Children 6 months and up may be eligible for Pfizer COVID vaccine by end of February: report
Children likely will need to receive three doses for the vaccines to be effective.
Pfizer-BioNTech is expected as soon as Tuesday to ask the Food and Drug Administration (FDA) to issue an emergency use authorization (EUA) for its COVID-19 vaccine for children ages six months to five years old, and approval could be given by the end of February, The Washington Post reports.
The Pfizer vaccine is available for older children, but the researchers have reported facing problems with younger children not having as strong of an immune response with only two doses.
Companies are reportedly beginning testing for children to receive a third dose of a COVID vaccine, but data will not be available until late March.
"The idea is, let's go ahead and start the review of two doses," a source told the Washington Post. "If the data holds up in the submission, you could start kids on their primary baseline months earlier than if you don't do anything until the third-dose data comes in."
Chief White House Medical Advisor Dr. Anthony Fauci predicted last week that children would likely need a "three-dose regimen."

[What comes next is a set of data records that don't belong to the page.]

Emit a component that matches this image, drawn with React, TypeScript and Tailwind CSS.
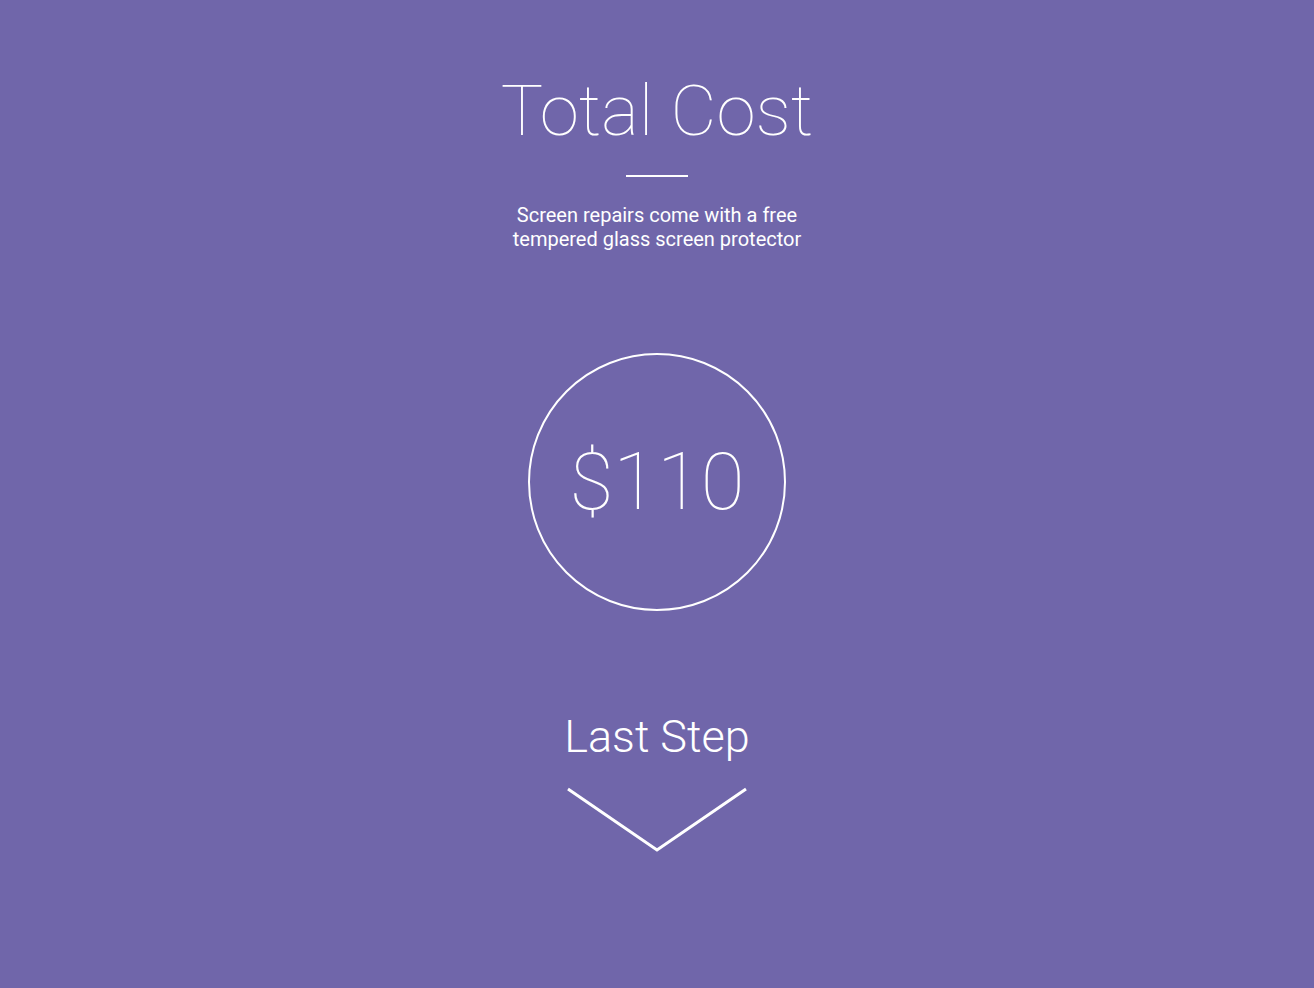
export default function App() {
  return (
    <div
      className="min-h-[988px] w-full bg-[#7066aa] text-white flex flex-col items-center"
      style={{ fontFamily: "Roboto, 'Liberation Sans', sans-serif" }}
    >
      <h1 className="mt-[68px] text-[71px] leading-[86px] font-thin">
        Total Cost
      </h1>
      <div className="mt-[21px] h-[2px] w-[62px] bg-white" />
      <p className="mt-[26px] text-[20px] leading-[24px] text-center">
        Screen repairs come with a free
        <br />
        tempered glass screen protector
      </p>
      <div className="mt-[102px] w-[258px] h-[258px] rounded-full border-2 border-white flex items-center justify-center">
        <span className="text-[80px] font-thin leading-none">$110</span>
      </div>
      <div className="mt-[98px] text-[45px] font-light leading-[56px]">
        Last Step
      </div>
      <svg
        className="mt-[22px]"
        width="182"
        height="66"
        viewBox="0 0 182 66"
        fill="none"
      >
        <polyline
          points="2,2 91,63 180,2"
          stroke="white"
          strokeWidth="3"
          strokeLinejoin="miter"
        />
      </svg>
    </div>
  );
}
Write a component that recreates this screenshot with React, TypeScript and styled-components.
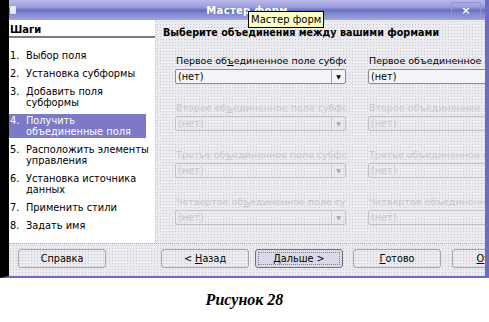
import React from "react";
import styled, { createGlobalStyle } from "styled-components";

const Global = createGlobalStyle`
	html, body {
		margin: 0;
		padding: 0;
		background: #ffffff;
	}
	body {
		width: 489px;
		height: 322px;
		overflow: hidden;
		font-family: "DejaVu Sans", "Liberation Sans", sans-serif;
	}
`;

const dots = `
	background-color: #ececf0;
	background-image: radial-gradient(#c8c8d0 0.6px, transparent 0.7px);
	background-size: 3px 3px;
`;

const Window = styled.div`
	position: relative;
	width: 489px;
	height: 278px;
	box-sizing: border-box;
	display: flex;
	flex-direction: column;
	border-left: 9px solid #000000;
	border-right: 4px solid #6c6cc4;
	border-bottom: 2px solid #6c6cc4;
	overflow: hidden;

	&::before {
		content: "";
		position: absolute;
		left: -9px;
		top: 0;
		width: 9px;
		height: 5px;
		background: #ffffff;
	}
`;

const TitleBar = styled.div`
	position: relative;
	height: 20px;
	flex: none;
	display: flex;
	align-items: center;
	justify-content: center;
	background: linear-gradient(
		#b8b8ea 0%,
		#9c9cde 35%,
		#6470bc 52%,
		#7c84cc 65%,
		#a4a4e0 100%
	);
	color: #ffffff;
	font-size: 10px;
	font-weight: bold;
	letter-spacing: 0.3px;
`;

const AppIcon = styled.div`
	position: absolute;
	left: 1px;
	top: 6px;
	width: 6px;
	height: 8px;
	background: #e8e8f8;
	border-radius: 1px;
`;

const Close = styled.div`
	position: absolute;
	right: 4px;
	top: 2px;
	width: 28px;
	height: 15px;
	display: flex;
	align-items: center;
	justify-content: center;
	border: 1px solid #9494d2;
	border-radius: 2px;
	font-size: 11px;
	font-weight: bold;
	color: #ffffff;
`;

const Tooltip = styled.div`
	position: absolute;
	left: 239px;
	top: 11px;
	height: 15px;
	padding: 0 2px;
	display: flex;
	align-items: center;
	background: #ffffc4;
	border: 1px solid #000000;
	color: #000000;
	font-size: 10px;
	font-weight: normal;
	letter-spacing: 0;
	z-index: 2;
`;

const Body = styled.div`
	flex: 1;
	display: flex;
	min-height: 0;
`;

const Steps = styled.div`
	width: 146px;
	flex: none;
	background: #ffffff;
	border-right: 1px dotted #b8b8c0;
	display: flex;
	flex-direction: column;
	overflow: hidden;
`;

const StepsHeader = styled.div`
	height: 18px;
	box-sizing: border-box;
	border-bottom: 2px solid #7c7c7c;
	font-size: 10px;
	font-weight: bold;
	color: #000000;
	display: flex;
	align-items: flex-end;
	padding: 0 0 1px 1px;
`;

const StepList = styled.div`
	display: flex;
	flex-direction: column;
	gap: 7px;
	padding-top: 12px;
	margin-right: 9px;
`;

const Step = styled.div<{ $active?: boolean }>`
	display: grid;
	grid-template-columns: 16px 1fr;
	font-size: 9.8px;
	line-height: 11px;
	padding: ${(p) => (p.$active ? "1px 0 1px 1px" : "0 0 0 1px")};
	margin: ${(p) => (p.$active ? "-1px 0" : "0")};
	white-space: nowrap;
	color: ${(p) => (p.$active ? "#ffffff" : "#000000")};
	background: ${(p) => (p.$active ? "#7a7ac6" : "transparent")};
`;

const StepText = styled.span`
	display: flex;
	flex-direction: column;
`;

const Main = styled.div`
	flex: 1;
	${dots}
	padding: 7px 0 0 7px;
	overflow: hidden;
`;

const Heading = styled.div`
	font-size: 9.6px;
	line-height: 12px;
	font-weight: bold;
	color: #000000;
	white-space: nowrap;
`;

const Grid = styled.div`
	display: grid;
	grid-template-columns: 171px 171px;
	column-gap: 22px;
	row-gap: 18px;
	margin: 16px 0 0 12px;
`;

const Field = styled.div`
	display: flex;
	flex-direction: column;
	gap: 2px;
	min-width: 0;
`;

const Label = styled.div<{ $disabled?: boolean }>`
	font-size: 9.5px;
	line-height: 12px;
	padding-left: 1px;
	white-space: nowrap;
	overflow: hidden;
	color: ${(p) => (p.$disabled ? "#c6c6ce" : "#000000")};
	u {
		text-decoration: underline;
	}
`;

const Select = styled.div<{ $disabled?: boolean }>`
	height: 15px;
	box-sizing: border-box;
	display: flex;
	border: 1px solid ${(p) => (p.$disabled ? "#c2c2ca" : "#8c8c94")};
	border-radius: 2px;
	background: ${(p) => (p.$disabled ? "transparent" : "#f4f4f6")};
	font-size: 9.7px;
	color: ${(p) => (p.$disabled ? "#c6c6ce" : "#000000")};
`;

const SelectValue = styled.div`
	flex: 1;
	padding-left: 2px;
	display: flex;
	align-items: center;
`;

const Arrow = styled.div<{ $disabled?: boolean }>`
	width: 13px;
	flex: none;
	border-left: 1px solid ${(p) => (p.$disabled ? "#c8c8d0" : "#a0a0a8")};
	display: flex;
	align-items: center;
	justify-content: center;
	font-size: 6px;
	color: ${(p) => (p.$disabled ? "#a8a8b0" : "#000000")};
`;

const Footer = styled.div`
	flex: none;
	height: 33px;
	box-sizing: border-box;
	${dots}
	border-top: 1px dotted #a8a8b0;
	display: flex;
	align-items: center;
	padding: 0 0 3px 9px;
	overflow: hidden;
`;

const Button = styled.div<{ $focus?: boolean; $gapLeft?: number }>`
	width: 88px;
	height: 19px;
	flex: none;
	box-sizing: border-box;
	display: flex;
	align-items: center;
	justify-content: center;
	margin-left: ${(p) => p.$gapLeft ?? 0}px;
	border: 1px solid ${(p) => (p.$focus ? "#70707e" : "#a4a4ac")};
	border-radius: 3px;
	background: ${(p) => (p.$focus ? "#dadae6" : "transparent")};
	outline: ${(p) => (p.$focus ? "1px dotted #8080a0" : "none")};
	outline-offset: -4px;
	font-size: 9.7px;
	color: #000000;
	u {
		text-decoration: underline;
	}
`;

const Caption = styled.div`
	height: 44px;
	display: flex;
	align-items: center;
	justify-content: center;
	font-family: "Liberation Serif", serif;
	font-style: italic;
	font-weight: bold;
	font-size: 16px;
`;

const steps: { n: string; lines: string[]; active?: boolean }[] = [
	{ n: "1.", lines: ["Выбор поля"] },
	{ n: "2.", lines: ["Установка субформы"] },
	{ n: "3.", lines: ["Добавить поля", "субформы"] },
	{ n: "4.", lines: ["Получить", "объединенные поля"], active: true },
	{ n: "5.", lines: ["Расположить элементы", "управления"] },
	{ n: "6.", lines: ["Установка источника", "данных"] },
	{ n: "7.", lines: ["Применить стили"] },
	{ n: "8.", lines: ["Задать имя"] },
];

const ordinals = ["Первое", "Второе", "Третье", "Четвертое"];

const App: React.FC = () => {
	return (
		<>
			<Global />
			<Window>
				<TitleBar>
					<AppIcon />
					Мастер форм
					<Close>×</Close>
					<Tooltip>Мастер форм</Tooltip>
				</TitleBar>
				<Body>
					<Steps>
						<StepsHeader>Шаги</StepsHeader>
						<StepList>
							{steps.map((s) => (
								<Step key={s.n} $active={s.active}>
									<span>{s.n}</span>
									<StepText>
										{s.lines.map((l) => (
											<span key={l}>{l}</span>
										))}
									</StepText>
								</Step>
							))}
						</StepList>
					</Steps>
					<Main>
						<Heading>Выберите объединения между вашими формами</Heading>
						<Grid>
							{ordinals.map((o, i) =>
								[0, 1].map((col) => (
									<Field key={o + col}>
										<Label $disabled={i > 0}>
											{o} об{col === 0 ? <u>ъ</u> : "ъ"}единенное поле{" "}
											{col === 0 ? "субформы" : "основной формы"}
										</Label>
										<Select $disabled={i > 0}>
											<SelectValue>(нет)</SelectValue>
											<Arrow $disabled={i > 0}>▼</Arrow>
										</Select>
									</Field>
								))
							)}
						</Grid>
					</Main>
				</Body>
				<Footer>
					<Button>Справка</Button>
					<Button $gapLeft={55}>
						&lt;&nbsp;<u>Н</u>азад
					</Button>
					<Button $gapLeft={6} $focus>
						Дальше &gt;
					</Button>
					<Button $gapLeft={10}>
						<u>Г</u>отово
					</Button>
					<Button $gapLeft={11}>
						<u>О</u>тмена
					</Button>
				</Footer>
			</Window>
			<Caption>Рисунок 28</Caption>
		</>
	);
};

export default App;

One official told the Post that Pfizer had a "robust conversation" last week about children receiving three doses of the COVID vaccine during a presentation to Biden Administration health experts.
"But to get to three, you have to get two shots first," the official said. "There's interest in seeing this move forward."
Children in the Pfizer trial received two shots that were one-tenth of the vaccine dose given to adults. Pfizer announced in December that a third dose needed to be evaluated determine vaccine efficacy for children.